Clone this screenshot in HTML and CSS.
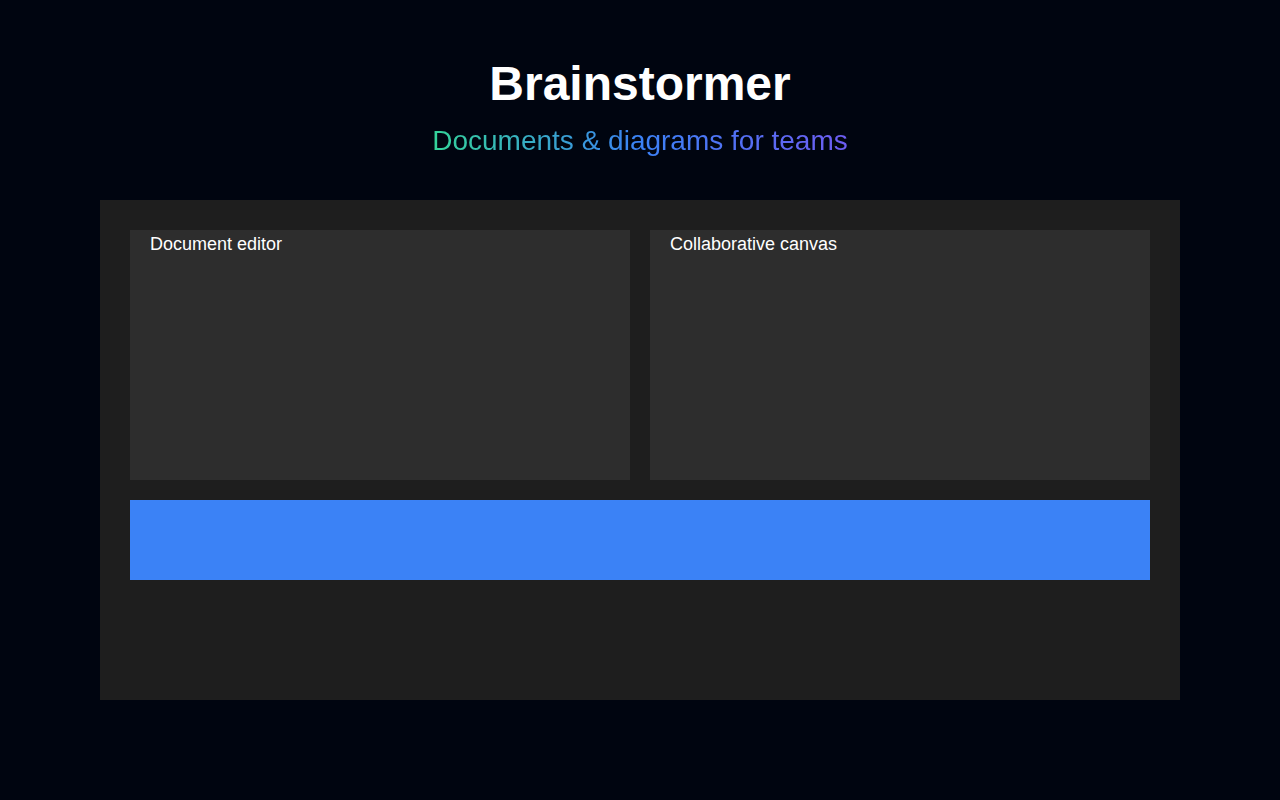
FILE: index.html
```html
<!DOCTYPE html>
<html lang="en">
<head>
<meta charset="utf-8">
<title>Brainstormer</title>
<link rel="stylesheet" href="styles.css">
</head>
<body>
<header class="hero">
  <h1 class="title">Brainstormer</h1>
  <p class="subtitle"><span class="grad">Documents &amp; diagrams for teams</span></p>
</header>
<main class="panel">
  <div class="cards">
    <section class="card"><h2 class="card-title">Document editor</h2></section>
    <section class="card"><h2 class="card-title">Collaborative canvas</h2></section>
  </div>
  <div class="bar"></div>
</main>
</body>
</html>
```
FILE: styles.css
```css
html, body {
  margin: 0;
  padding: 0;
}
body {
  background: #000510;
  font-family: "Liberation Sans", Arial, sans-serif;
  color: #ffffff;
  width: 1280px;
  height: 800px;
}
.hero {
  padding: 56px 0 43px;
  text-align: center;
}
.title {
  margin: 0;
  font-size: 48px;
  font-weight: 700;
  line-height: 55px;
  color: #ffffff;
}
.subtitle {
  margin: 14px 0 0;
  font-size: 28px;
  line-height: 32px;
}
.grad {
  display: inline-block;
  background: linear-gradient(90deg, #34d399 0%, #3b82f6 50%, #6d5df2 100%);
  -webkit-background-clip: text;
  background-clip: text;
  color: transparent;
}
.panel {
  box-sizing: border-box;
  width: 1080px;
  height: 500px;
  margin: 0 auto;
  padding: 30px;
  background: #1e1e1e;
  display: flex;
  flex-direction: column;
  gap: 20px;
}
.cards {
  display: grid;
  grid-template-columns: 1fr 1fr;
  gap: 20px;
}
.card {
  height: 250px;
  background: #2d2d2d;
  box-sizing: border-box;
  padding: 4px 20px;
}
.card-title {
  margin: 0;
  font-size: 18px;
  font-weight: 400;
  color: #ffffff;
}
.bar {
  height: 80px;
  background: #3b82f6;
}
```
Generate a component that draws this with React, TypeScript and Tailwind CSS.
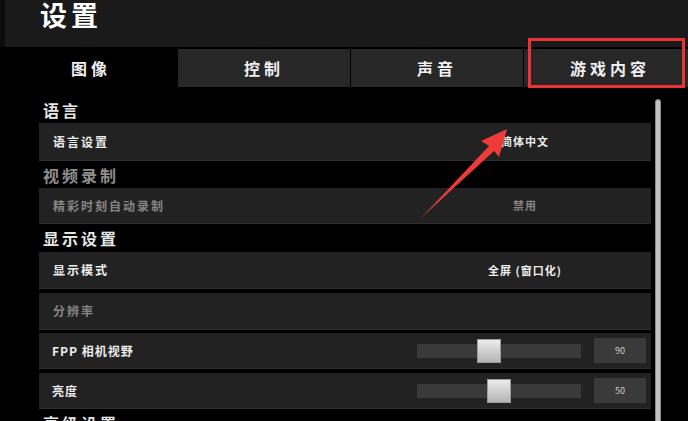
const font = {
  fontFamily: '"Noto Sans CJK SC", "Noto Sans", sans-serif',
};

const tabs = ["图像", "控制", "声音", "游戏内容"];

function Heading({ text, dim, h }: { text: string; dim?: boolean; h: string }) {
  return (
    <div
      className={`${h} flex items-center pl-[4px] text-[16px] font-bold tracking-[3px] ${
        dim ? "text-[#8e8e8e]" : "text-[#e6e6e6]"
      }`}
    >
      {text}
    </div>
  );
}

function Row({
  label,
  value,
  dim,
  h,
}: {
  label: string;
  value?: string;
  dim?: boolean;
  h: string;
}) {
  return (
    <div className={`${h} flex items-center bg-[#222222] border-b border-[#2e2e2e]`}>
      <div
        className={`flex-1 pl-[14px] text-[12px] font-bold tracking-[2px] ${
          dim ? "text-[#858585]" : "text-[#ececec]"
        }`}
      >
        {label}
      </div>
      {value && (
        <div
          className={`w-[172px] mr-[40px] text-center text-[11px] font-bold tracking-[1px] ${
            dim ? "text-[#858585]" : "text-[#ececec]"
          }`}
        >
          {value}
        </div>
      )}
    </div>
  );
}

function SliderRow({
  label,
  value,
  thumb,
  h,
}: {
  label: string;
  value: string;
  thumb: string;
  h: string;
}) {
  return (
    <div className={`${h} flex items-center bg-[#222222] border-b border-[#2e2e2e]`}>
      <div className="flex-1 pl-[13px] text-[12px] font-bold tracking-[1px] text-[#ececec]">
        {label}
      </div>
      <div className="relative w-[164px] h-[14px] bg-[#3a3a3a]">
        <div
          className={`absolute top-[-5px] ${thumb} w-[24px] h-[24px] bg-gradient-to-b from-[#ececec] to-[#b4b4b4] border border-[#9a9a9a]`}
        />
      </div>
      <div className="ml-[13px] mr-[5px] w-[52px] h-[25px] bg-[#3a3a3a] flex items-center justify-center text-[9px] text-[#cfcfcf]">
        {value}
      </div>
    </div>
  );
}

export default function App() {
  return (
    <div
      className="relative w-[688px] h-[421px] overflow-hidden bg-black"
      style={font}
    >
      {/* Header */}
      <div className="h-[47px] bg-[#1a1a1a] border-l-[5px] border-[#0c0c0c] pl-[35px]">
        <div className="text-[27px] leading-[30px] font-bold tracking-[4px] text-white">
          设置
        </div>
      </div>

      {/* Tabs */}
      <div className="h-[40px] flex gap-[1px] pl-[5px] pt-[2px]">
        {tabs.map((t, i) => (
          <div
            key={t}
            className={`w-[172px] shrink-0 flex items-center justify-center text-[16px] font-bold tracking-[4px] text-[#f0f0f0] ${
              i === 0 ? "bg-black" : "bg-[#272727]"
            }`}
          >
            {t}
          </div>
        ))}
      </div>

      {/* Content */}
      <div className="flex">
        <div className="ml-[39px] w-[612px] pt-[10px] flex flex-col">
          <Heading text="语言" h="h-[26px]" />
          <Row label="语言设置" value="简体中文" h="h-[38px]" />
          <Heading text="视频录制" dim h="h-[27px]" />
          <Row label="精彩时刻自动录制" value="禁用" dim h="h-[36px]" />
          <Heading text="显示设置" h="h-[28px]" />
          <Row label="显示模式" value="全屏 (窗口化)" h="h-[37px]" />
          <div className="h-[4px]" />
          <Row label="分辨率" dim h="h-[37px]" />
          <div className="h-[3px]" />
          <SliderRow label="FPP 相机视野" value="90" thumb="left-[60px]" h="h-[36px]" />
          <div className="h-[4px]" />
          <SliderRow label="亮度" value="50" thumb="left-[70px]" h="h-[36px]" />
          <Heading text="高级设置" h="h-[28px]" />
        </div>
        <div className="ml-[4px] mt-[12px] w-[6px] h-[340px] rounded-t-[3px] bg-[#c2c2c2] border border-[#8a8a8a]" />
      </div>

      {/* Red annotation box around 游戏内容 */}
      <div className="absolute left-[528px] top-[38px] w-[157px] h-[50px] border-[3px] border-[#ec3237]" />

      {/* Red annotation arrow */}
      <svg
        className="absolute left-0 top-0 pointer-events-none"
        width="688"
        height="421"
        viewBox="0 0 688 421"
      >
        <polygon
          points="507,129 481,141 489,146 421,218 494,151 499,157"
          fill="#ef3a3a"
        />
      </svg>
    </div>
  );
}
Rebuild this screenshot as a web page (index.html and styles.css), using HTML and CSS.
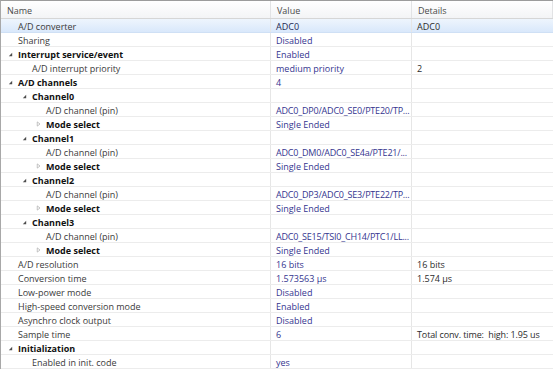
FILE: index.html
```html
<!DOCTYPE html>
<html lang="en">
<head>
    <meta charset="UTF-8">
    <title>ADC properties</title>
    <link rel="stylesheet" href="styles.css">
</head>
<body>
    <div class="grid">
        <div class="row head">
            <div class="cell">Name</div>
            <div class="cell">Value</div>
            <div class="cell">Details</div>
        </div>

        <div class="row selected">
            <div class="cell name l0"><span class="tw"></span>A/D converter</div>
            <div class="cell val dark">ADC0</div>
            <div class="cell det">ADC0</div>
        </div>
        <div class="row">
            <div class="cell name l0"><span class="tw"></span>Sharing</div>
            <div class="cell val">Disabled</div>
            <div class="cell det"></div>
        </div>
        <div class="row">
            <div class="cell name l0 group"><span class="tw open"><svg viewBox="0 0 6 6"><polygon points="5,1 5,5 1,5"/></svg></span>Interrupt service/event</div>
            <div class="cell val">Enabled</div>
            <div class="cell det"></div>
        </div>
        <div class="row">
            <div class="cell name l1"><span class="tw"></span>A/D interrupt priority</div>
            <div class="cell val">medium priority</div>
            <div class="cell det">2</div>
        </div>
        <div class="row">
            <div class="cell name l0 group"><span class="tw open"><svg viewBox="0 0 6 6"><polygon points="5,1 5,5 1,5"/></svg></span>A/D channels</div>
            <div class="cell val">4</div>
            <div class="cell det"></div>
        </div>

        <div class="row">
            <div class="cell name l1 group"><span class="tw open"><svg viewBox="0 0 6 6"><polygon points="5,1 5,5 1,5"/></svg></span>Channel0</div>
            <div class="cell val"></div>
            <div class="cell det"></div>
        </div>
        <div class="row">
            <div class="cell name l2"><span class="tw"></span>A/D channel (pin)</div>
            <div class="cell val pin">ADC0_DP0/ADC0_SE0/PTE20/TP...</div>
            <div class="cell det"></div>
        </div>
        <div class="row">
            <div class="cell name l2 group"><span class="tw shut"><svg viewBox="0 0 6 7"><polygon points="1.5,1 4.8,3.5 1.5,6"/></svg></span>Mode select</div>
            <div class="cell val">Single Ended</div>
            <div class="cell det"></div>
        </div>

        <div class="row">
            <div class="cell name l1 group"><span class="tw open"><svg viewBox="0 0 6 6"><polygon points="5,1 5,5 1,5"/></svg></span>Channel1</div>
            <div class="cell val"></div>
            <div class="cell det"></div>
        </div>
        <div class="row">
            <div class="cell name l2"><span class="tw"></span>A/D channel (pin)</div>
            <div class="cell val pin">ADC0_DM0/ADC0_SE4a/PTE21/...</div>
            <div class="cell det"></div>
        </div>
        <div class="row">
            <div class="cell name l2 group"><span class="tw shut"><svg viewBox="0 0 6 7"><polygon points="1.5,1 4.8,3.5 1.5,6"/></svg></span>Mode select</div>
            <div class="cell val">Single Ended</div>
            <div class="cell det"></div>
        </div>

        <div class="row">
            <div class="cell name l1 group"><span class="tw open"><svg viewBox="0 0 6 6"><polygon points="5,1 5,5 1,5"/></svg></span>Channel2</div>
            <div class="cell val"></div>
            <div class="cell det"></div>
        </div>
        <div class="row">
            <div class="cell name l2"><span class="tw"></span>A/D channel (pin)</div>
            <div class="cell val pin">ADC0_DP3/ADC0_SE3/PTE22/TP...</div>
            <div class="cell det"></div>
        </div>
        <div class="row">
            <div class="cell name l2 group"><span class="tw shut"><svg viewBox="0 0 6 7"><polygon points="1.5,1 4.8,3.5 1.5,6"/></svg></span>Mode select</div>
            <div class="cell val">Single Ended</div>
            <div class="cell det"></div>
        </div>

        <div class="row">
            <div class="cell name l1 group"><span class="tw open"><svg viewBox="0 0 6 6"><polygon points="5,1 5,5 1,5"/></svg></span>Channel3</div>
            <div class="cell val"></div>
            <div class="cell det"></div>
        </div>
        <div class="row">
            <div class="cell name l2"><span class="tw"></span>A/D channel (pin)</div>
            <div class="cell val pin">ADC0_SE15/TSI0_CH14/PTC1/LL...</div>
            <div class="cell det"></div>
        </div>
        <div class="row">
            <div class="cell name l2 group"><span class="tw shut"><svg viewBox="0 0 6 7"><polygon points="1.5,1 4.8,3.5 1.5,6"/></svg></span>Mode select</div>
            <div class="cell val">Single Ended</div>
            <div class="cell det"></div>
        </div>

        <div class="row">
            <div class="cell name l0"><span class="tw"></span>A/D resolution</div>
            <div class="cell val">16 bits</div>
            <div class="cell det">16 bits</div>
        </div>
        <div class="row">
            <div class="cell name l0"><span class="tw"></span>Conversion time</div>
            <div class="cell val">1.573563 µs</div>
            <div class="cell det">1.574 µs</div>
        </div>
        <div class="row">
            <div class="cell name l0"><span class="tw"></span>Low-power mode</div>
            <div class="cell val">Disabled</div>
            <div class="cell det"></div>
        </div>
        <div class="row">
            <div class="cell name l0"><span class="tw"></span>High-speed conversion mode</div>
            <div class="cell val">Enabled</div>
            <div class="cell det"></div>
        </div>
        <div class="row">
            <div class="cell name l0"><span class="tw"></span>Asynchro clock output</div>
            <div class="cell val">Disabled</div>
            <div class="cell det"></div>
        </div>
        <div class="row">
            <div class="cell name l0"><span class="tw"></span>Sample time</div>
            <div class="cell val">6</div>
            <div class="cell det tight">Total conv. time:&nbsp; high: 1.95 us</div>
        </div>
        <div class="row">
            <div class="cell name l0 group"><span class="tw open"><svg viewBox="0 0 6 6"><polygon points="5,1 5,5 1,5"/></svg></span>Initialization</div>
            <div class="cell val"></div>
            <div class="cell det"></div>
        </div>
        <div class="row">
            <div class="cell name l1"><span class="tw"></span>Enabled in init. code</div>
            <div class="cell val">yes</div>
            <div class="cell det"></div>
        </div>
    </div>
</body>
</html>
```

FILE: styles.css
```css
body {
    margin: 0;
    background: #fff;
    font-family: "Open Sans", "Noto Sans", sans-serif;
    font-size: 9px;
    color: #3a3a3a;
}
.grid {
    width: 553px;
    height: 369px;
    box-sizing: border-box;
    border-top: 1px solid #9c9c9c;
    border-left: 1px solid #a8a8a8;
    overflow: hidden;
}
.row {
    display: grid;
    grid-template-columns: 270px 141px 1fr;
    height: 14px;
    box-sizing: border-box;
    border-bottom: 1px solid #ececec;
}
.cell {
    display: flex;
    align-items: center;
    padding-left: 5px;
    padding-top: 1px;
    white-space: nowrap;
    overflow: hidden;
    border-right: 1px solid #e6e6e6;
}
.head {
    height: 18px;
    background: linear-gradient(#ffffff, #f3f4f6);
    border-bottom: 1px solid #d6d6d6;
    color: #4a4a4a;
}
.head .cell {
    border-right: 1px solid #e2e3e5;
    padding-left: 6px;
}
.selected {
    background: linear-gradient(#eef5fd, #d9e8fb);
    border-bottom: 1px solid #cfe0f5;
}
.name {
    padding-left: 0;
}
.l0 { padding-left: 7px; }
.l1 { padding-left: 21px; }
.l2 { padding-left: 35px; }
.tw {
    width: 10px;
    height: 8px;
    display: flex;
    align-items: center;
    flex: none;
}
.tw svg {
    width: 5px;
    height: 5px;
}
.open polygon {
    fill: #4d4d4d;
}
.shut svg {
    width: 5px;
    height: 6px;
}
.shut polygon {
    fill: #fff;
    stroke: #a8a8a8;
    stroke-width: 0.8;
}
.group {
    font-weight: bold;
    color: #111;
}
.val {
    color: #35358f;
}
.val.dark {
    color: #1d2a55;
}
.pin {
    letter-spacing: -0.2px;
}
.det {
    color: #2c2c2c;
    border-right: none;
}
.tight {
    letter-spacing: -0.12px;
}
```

━━━━━━━━━━━━━━━━

◆ **What is needed**: Extract all lines containing the word "this".

◆ **Exercise result**:
Clone this screenshot in HTML and CSS.
Generate a component that draws this with React, TypeScript and Tailwind CSS.
Rebuild this screenshot as a web page (index.html and styles.css), using HTML and CSS.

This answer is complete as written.